An investigation by the Enterprise showed that Smith relied on the board’s approval of a federal grant to not only raise his pay by $66,000 a year but to back date the effect. The board had months earlier tabled consideration of a raise, one director reported.
The raise came after Smith in June gave the board a 22-page grant application that referred to compensation but listed only Smith’s new salary.
Two of the five board members said they weren’t aware their vote for the federal grant meant a raise for Smith. No pay increase was discussed by the board ahead of the vote in June, they said.
Kim Puzey, chair of the CDA Board, acknowledged the document didn’t indicate for board members what change in pay was proposed for Smith.
“I don’t know how they would know that,” Puzey said. “You’d have to have some history.”
But Smith relied on the June grant vote to trigger a change in his pay from $129,000 to $195,000, according to CDA documents.
Smith also advised back dating the raise, an action Puzey said he didn’t know about.

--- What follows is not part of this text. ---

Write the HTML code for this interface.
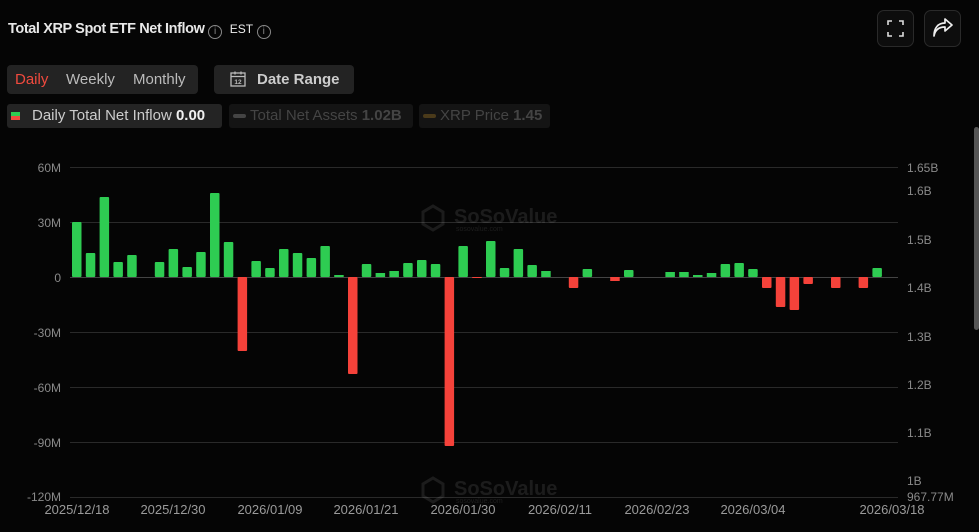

Three directors on the CDA board said they too weren’t aware that Smith got the retroactive pay while a fourth said that fact was in the paperwork given the board. One director said he would have opposed such retroactive pay had it been separately brought to a board vote.
One director, Jeff Wenholz, a Morrow County commissioner, said “I don’t remember” if the board voted earlier on a pay raise while three other directors confirmed that they had not.
That’s not what Smith’s team told the federal government.
In early January, his staff drafted a grant for federal money to cover the majority of the CDA’s yearly expenses. The team sent the federal government a general listing of expenses for the year ahead. The documentation falsely stated that the board had raised Smith’s pay. That lie stayed in documentation when the grant was formally submitted months later.
Smith didn’t respond to interview requests and he has a practice of not addressing written questions from the Enterprise. He also didn’t respond to 33 excerpts of this story sent before publication for him to review for accuracy.
On Monday, Sept. 9, Smith instead sent a six-paragraph statement from the board chair discussing the salary increase in general terms. There was no indication the statement had the backing of the full board.
Puzey said in two places, “This statement must be printed in its entirety.”
Government agencies have no authority to compel publication of such statements.
“My work hours were 24 hours a day, seven days a week. I feel I have more than honored this agreement and have always made myself available.”
–Greg Smith, executive director, Columbia Development Authority
How much time Smith puts in for his salary isn’t clear.
Through public records requests to the CDA, the Enterprise obtained Smith’s time slips and his calendar.
On those time slips that Smith signed, he reported eight hours of work every day at the CDA.
On Feb. 8, for instance, he listed eight hours of work for the authority. His CDA calendar for the day is blank.
That day, he was in Salem, at work at the Oregon Legislature. Among other activities at the Capitol that day, Smith’s Facebook page showed that as a legislator he met with staff and students from one of his private clients, Eastern Oregon University. Using his state email account, he later that day sent them photos of the visit.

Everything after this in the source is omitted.